Too embarrassed to ask: what is a SPAC?
A financial instrument called a “special purpose acquisition company”, or SPAC for short, is growing increasingly popular in the US stockmarkets. But what exactly is a SPAC?
A lot of smart people currently think that the US stockmarket is in a bubble. One indicator that many point to is the growing popularity of a financial instrument called a SPAC. But what is a SPAC, and why is it significant?
SPAC stands for “special purpose acquisition company”. These companies are listed on the stockmarket. However, there’s one big difference between a SPAC and a normal company – the SPAC doesn’t actually have any business operations of its own. Instead, its sole purpose in joining the stockmarket is to raise money to buy an existing private company or companies.
For this reason, SPACs are also known as “blank cheque companies” in the US. In the UK, they’d more commonly be described as “cash shells”. Once it has listed, the SPAC has two years to find a deal to spend the money on. If it doesn’t then it has to return the cash to shareholders.

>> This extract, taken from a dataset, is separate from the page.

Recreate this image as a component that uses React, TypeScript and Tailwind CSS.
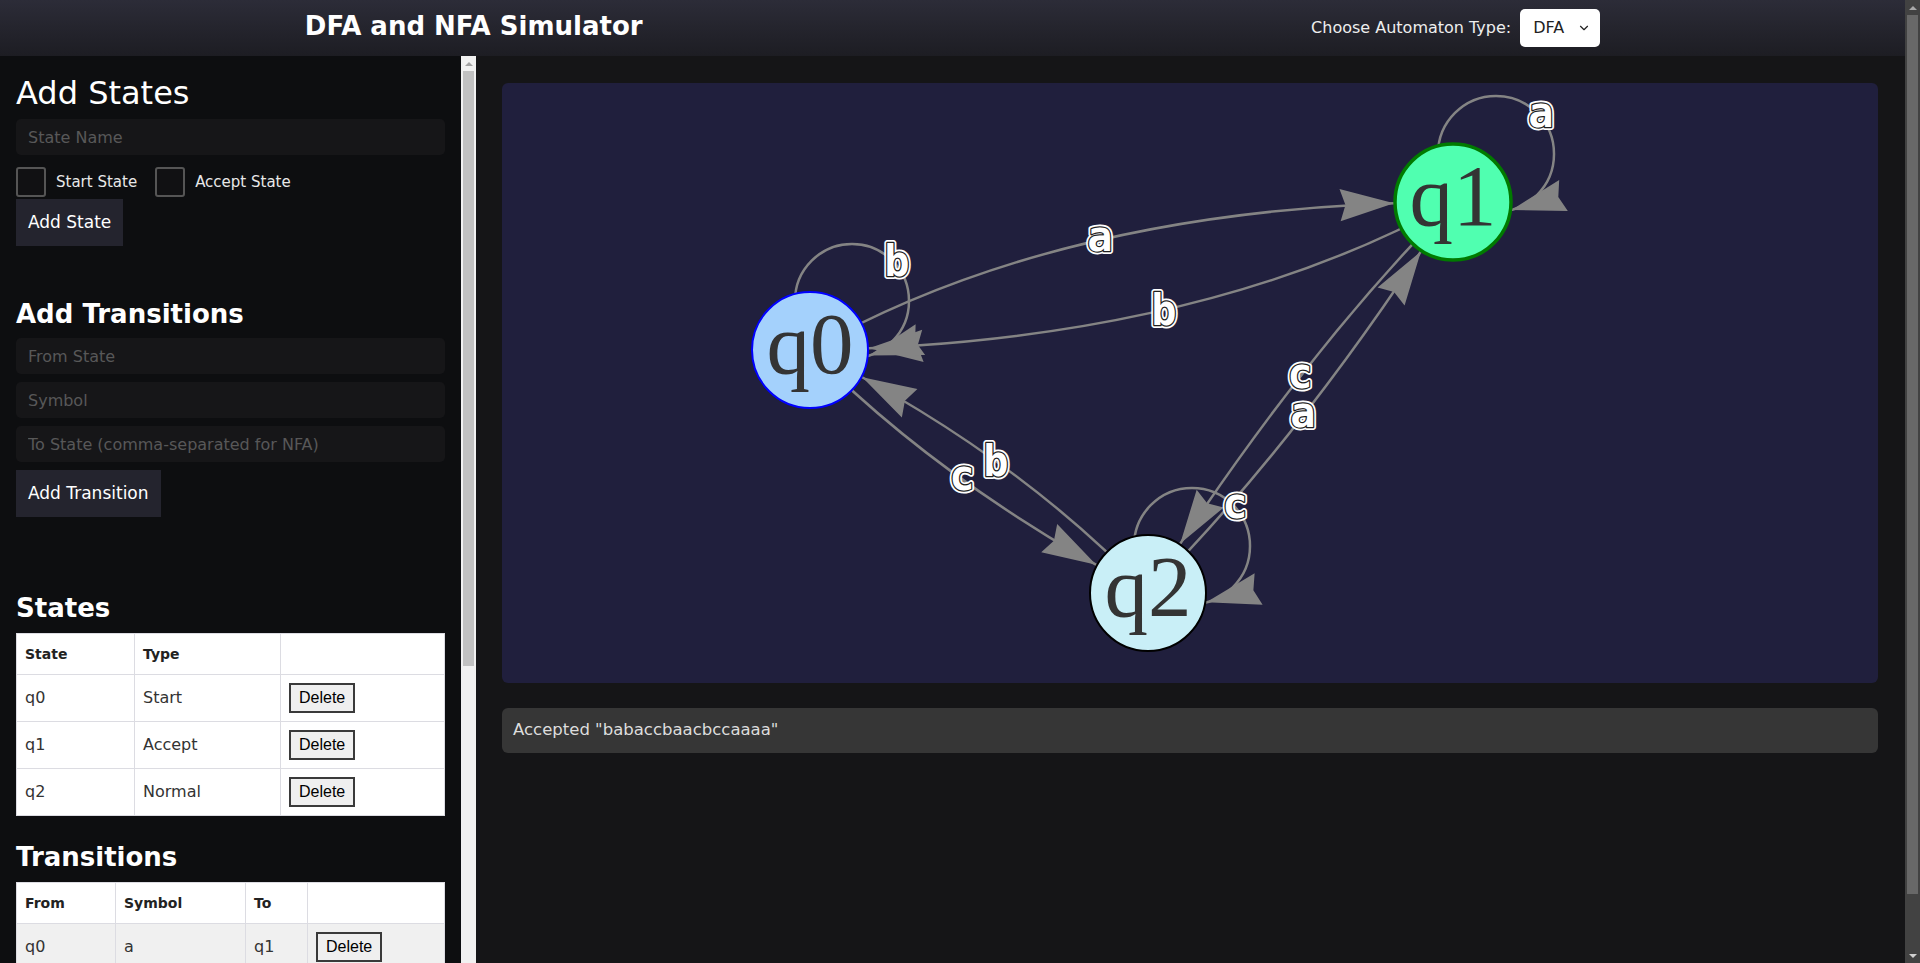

Why would anyone want to invest in a SPAC, or a cash shell? For private companies, the selling point of joining the stockmarket via a deal with a SPAC is that it saves on the hassle and paperwork of enduring the traditional listing process.
For investors – particularly small investors – buying into a SPAC provides an opportunity to invest in the types of deals and companies that they would otherwise struggle to gain access to.
The flipside, of course, is that investors don’t know what their money might be spent on. And the record is patchy. One recent academic analysis of deals done in the 18 months from January 2019 suggested that on average, SPACs lost 12% of their value within six months of a merger deal, even although the wider stockmarket rose sharply in that period.
Moreover, while SPACs have been around for a long time, they have enjoyed record popularity in the last couple of years. This sudden enthusiasm for “lucky dip” investing suggests that investors are far more worried about missing out on potential gains than they are about incurring losses – usually a good sign that markets may be overheated.